↓
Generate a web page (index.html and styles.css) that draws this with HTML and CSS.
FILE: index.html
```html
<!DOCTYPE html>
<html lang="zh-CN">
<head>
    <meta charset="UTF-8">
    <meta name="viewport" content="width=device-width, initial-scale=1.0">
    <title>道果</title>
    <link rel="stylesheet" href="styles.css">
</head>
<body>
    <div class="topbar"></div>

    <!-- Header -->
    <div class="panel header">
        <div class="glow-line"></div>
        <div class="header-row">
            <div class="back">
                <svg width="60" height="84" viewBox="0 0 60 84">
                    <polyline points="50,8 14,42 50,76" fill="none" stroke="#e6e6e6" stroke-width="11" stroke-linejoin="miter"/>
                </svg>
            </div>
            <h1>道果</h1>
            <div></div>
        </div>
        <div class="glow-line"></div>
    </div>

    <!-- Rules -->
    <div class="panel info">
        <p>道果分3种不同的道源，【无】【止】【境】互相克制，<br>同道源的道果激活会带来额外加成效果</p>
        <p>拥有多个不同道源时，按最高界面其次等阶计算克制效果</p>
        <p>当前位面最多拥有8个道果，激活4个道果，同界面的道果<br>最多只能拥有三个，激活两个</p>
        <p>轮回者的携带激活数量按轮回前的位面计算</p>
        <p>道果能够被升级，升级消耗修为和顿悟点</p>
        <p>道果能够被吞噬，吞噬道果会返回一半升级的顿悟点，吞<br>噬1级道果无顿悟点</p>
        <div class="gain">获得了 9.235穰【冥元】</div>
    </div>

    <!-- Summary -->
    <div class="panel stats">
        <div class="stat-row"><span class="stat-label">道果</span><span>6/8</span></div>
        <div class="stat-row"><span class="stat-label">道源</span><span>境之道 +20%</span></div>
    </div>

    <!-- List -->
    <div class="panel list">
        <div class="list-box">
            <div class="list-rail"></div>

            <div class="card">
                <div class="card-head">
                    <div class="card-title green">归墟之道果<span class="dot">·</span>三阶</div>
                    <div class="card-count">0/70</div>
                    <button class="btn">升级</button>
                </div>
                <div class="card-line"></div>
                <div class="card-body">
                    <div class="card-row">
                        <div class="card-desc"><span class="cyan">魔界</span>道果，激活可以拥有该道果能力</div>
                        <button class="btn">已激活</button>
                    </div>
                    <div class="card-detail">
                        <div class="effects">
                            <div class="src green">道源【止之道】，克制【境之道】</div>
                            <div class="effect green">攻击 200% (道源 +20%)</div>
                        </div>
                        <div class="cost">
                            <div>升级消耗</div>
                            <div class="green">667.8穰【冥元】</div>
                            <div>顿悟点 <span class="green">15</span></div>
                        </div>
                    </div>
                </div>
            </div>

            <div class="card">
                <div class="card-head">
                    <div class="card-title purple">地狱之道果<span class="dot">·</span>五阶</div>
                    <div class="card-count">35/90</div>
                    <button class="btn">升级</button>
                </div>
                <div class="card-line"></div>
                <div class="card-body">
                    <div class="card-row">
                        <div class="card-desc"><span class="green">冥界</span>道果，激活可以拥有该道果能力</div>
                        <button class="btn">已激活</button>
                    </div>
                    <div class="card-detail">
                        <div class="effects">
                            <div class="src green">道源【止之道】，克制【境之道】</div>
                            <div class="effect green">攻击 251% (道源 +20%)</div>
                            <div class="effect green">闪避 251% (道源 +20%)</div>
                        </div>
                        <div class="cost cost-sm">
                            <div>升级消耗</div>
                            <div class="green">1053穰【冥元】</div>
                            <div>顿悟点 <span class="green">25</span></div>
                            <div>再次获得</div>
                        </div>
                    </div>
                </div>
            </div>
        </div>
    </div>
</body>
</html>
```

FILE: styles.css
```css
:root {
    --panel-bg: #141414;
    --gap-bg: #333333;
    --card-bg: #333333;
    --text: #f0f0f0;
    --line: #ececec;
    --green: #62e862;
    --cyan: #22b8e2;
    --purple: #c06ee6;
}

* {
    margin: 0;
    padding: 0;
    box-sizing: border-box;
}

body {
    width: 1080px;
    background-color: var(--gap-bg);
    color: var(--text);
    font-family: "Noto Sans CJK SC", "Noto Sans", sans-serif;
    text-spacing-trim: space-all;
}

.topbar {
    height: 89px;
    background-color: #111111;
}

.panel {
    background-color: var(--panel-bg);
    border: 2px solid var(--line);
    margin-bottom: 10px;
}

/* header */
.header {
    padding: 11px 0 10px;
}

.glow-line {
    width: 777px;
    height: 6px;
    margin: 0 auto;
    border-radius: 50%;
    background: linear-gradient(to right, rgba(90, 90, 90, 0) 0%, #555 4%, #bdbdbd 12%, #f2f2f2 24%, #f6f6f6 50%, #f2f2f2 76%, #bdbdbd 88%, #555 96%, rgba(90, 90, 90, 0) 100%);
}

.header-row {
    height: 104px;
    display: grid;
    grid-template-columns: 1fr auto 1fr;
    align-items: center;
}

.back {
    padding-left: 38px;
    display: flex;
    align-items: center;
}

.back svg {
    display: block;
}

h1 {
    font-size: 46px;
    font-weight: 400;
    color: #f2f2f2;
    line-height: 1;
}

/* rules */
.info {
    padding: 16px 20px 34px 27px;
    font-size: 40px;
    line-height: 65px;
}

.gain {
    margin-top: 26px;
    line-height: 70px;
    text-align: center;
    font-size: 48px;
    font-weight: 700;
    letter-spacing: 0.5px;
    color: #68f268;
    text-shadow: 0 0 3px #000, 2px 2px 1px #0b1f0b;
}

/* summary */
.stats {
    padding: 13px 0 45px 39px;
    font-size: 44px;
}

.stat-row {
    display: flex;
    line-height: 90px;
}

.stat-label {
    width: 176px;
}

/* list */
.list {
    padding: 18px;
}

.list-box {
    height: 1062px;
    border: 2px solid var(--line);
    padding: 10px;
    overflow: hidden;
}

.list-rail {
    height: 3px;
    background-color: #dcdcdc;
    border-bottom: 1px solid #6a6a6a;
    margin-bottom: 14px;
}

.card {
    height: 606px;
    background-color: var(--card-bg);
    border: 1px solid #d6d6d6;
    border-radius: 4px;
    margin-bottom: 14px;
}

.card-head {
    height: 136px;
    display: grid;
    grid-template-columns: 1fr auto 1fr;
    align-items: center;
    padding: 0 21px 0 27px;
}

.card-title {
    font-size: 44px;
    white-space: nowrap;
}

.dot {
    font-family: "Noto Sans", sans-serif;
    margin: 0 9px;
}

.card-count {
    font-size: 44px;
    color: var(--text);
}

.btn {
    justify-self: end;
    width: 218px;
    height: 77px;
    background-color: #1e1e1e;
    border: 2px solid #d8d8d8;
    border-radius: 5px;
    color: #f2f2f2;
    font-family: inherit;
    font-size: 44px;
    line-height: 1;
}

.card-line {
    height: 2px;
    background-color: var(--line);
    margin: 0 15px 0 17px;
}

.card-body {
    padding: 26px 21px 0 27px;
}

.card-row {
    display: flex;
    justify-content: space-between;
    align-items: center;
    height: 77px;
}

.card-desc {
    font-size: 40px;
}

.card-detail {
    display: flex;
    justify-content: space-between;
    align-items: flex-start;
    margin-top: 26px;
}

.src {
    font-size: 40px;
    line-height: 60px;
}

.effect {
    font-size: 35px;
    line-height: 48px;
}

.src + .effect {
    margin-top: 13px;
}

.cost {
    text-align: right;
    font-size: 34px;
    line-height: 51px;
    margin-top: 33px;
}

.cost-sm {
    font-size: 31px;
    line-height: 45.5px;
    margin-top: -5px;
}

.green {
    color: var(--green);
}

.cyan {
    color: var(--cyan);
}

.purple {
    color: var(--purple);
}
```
↑
↓
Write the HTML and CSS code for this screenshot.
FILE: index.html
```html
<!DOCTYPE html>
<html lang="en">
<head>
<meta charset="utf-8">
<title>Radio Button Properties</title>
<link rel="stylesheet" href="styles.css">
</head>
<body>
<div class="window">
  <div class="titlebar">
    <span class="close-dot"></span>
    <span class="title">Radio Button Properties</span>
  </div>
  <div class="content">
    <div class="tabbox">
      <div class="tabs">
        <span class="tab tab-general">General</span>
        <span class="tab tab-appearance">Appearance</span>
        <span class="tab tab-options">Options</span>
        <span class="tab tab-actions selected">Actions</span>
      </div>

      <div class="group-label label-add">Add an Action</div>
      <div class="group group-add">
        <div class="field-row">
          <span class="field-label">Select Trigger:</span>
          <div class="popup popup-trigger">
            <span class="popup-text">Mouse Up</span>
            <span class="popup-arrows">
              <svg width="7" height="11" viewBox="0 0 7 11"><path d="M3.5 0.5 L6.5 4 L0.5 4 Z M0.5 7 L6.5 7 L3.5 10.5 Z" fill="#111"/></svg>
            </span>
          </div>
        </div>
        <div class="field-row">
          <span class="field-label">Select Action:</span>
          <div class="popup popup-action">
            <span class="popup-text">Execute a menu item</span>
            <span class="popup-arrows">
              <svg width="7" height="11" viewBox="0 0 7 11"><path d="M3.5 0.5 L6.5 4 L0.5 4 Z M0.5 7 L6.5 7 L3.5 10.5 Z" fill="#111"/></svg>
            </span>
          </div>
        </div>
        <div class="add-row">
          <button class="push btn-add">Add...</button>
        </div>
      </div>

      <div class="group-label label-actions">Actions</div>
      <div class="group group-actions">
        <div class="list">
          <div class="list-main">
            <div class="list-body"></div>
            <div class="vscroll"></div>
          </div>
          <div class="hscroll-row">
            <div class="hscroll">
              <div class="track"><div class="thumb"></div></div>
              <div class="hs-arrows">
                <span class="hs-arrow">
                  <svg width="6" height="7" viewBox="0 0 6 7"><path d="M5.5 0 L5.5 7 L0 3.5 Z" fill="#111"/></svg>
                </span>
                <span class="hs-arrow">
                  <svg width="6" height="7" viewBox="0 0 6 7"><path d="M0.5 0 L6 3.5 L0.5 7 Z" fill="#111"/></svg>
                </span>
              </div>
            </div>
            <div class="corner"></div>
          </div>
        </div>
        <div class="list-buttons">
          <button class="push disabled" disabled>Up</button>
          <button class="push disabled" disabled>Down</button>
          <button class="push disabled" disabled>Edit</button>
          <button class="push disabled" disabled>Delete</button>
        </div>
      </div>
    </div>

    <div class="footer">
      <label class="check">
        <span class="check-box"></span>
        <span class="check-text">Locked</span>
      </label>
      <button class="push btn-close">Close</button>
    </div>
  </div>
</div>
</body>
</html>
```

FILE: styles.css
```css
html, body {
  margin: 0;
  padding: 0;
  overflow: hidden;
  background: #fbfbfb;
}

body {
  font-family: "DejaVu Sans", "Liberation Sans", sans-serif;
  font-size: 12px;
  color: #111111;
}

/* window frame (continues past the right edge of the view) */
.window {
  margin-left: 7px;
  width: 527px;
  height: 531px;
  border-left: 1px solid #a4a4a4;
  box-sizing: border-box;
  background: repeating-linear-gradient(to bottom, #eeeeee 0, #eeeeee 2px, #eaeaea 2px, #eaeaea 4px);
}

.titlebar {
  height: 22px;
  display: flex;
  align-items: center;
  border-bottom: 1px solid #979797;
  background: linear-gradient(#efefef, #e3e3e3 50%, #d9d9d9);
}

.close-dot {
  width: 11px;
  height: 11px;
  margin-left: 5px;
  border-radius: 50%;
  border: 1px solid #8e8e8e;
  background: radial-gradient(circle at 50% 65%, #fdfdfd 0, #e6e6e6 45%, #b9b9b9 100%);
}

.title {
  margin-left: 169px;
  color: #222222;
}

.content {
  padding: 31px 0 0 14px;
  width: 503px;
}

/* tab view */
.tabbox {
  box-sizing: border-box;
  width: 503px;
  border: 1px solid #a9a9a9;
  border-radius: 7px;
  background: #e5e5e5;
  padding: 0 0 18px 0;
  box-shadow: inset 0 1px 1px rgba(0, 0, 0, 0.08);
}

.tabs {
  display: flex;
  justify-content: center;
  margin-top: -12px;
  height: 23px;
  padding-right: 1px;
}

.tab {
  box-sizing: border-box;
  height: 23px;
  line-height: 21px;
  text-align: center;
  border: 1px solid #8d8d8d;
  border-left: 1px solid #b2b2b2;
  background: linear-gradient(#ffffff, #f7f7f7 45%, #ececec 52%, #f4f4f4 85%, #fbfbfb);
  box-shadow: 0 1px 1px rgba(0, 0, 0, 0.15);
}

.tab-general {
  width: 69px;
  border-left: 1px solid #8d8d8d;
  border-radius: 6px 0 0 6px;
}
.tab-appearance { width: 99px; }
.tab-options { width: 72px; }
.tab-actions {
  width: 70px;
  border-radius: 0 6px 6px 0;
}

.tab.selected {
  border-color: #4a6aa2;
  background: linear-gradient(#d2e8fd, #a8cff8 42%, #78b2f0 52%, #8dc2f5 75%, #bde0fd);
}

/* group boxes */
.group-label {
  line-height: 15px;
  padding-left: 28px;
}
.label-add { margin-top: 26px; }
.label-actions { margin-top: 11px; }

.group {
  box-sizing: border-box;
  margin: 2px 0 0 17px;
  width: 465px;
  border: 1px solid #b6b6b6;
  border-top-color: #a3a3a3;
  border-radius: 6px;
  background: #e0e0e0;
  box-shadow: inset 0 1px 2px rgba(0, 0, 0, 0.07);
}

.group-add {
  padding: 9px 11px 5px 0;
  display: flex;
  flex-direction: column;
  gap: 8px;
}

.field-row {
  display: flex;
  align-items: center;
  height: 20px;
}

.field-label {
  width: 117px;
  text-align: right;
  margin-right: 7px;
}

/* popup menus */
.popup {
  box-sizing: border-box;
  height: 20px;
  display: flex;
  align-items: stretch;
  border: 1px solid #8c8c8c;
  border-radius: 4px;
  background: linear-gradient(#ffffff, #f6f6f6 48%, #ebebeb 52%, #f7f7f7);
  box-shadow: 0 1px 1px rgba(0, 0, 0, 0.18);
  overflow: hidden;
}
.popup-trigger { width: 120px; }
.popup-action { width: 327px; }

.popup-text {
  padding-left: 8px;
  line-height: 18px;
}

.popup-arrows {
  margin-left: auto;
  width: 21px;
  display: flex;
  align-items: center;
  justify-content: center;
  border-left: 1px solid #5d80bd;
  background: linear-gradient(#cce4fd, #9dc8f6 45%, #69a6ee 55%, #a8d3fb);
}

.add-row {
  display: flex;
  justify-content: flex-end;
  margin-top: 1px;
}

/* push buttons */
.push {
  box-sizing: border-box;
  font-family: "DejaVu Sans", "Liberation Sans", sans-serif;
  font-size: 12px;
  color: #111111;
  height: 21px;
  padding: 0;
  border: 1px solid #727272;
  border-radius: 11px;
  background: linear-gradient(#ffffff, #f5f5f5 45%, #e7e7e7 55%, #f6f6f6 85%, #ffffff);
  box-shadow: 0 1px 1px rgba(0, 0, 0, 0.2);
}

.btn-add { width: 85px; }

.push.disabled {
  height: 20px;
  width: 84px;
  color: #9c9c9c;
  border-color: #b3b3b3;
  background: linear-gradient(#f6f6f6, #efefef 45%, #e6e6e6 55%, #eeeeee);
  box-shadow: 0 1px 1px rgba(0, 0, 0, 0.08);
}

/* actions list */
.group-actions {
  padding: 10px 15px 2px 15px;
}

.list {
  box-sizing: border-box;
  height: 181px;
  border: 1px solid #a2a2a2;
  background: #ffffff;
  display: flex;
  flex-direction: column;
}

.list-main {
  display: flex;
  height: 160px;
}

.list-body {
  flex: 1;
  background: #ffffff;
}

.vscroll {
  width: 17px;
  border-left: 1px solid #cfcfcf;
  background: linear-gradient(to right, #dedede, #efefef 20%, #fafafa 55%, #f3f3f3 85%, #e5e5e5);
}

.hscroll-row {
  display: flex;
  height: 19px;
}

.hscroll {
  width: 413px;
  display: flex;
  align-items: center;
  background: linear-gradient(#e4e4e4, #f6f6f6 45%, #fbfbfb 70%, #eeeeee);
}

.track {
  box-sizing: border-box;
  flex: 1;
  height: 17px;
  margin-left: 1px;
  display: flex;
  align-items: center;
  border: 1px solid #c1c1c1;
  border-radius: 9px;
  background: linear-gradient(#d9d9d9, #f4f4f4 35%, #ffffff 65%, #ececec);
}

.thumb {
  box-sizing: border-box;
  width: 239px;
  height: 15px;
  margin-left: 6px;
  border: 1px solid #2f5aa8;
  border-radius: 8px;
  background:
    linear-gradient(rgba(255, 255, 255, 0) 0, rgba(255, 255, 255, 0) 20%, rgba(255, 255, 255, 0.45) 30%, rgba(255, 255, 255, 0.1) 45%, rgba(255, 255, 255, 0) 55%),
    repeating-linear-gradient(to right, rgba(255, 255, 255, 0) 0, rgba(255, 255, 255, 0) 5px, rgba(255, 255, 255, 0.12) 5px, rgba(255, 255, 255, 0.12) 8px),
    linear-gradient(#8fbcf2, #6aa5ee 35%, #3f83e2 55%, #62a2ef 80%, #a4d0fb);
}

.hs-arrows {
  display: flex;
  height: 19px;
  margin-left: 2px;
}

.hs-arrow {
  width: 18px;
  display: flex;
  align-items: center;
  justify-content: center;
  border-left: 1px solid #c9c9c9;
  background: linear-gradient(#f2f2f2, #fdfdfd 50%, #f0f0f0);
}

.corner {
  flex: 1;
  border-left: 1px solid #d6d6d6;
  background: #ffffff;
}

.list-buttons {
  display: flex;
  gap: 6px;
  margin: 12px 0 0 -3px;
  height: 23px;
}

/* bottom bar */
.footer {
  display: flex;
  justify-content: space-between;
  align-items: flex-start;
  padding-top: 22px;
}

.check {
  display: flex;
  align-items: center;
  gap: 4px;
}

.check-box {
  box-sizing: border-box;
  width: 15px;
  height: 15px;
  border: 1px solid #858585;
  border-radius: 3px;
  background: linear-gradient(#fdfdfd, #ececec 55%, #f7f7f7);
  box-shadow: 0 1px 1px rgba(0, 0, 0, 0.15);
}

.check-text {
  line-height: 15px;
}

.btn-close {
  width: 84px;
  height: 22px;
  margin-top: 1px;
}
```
↑
↓
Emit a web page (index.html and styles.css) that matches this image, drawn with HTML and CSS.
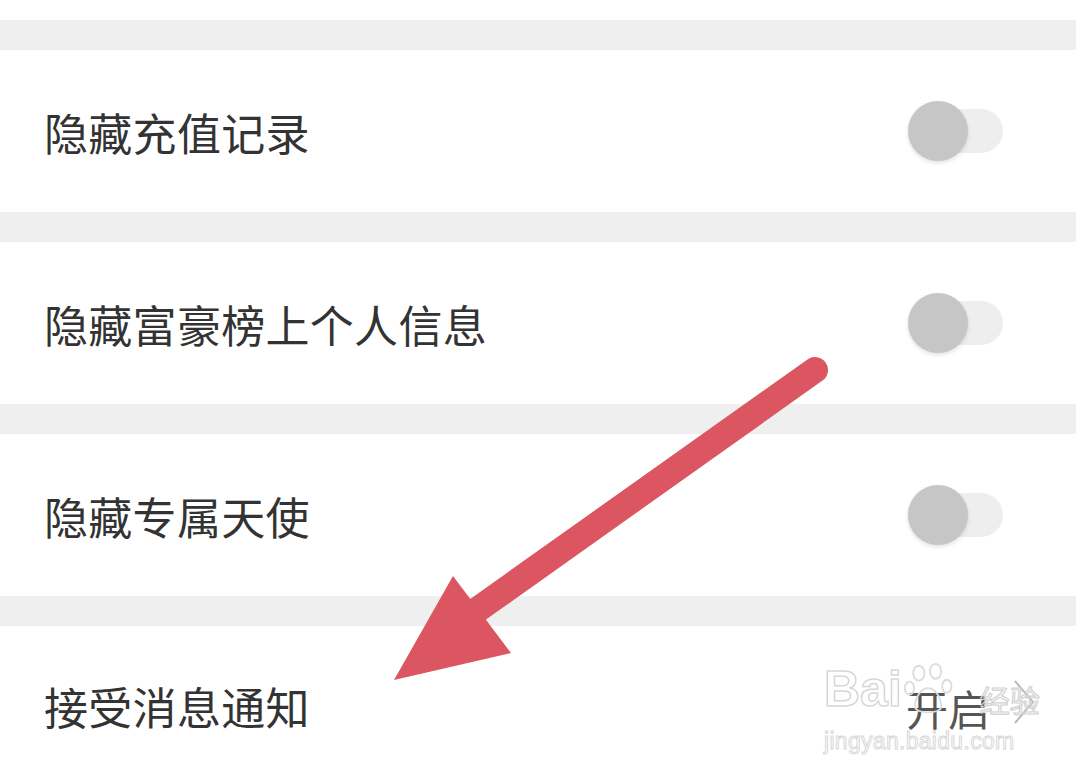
↑
What you need to do
Select the lines that carry the string "styles" and copy them.

Final answer
Generate a web page (index.html and styles.css) that draws this with HTML and CSS.
    <link rel="stylesheet" href="styles.css">
FILE: styles.css
<link rel="stylesheet" href="styles.css">
FILE: styles.css
Emit a web page (index.html and styles.css) that matches this image, drawn with HTML and CSS.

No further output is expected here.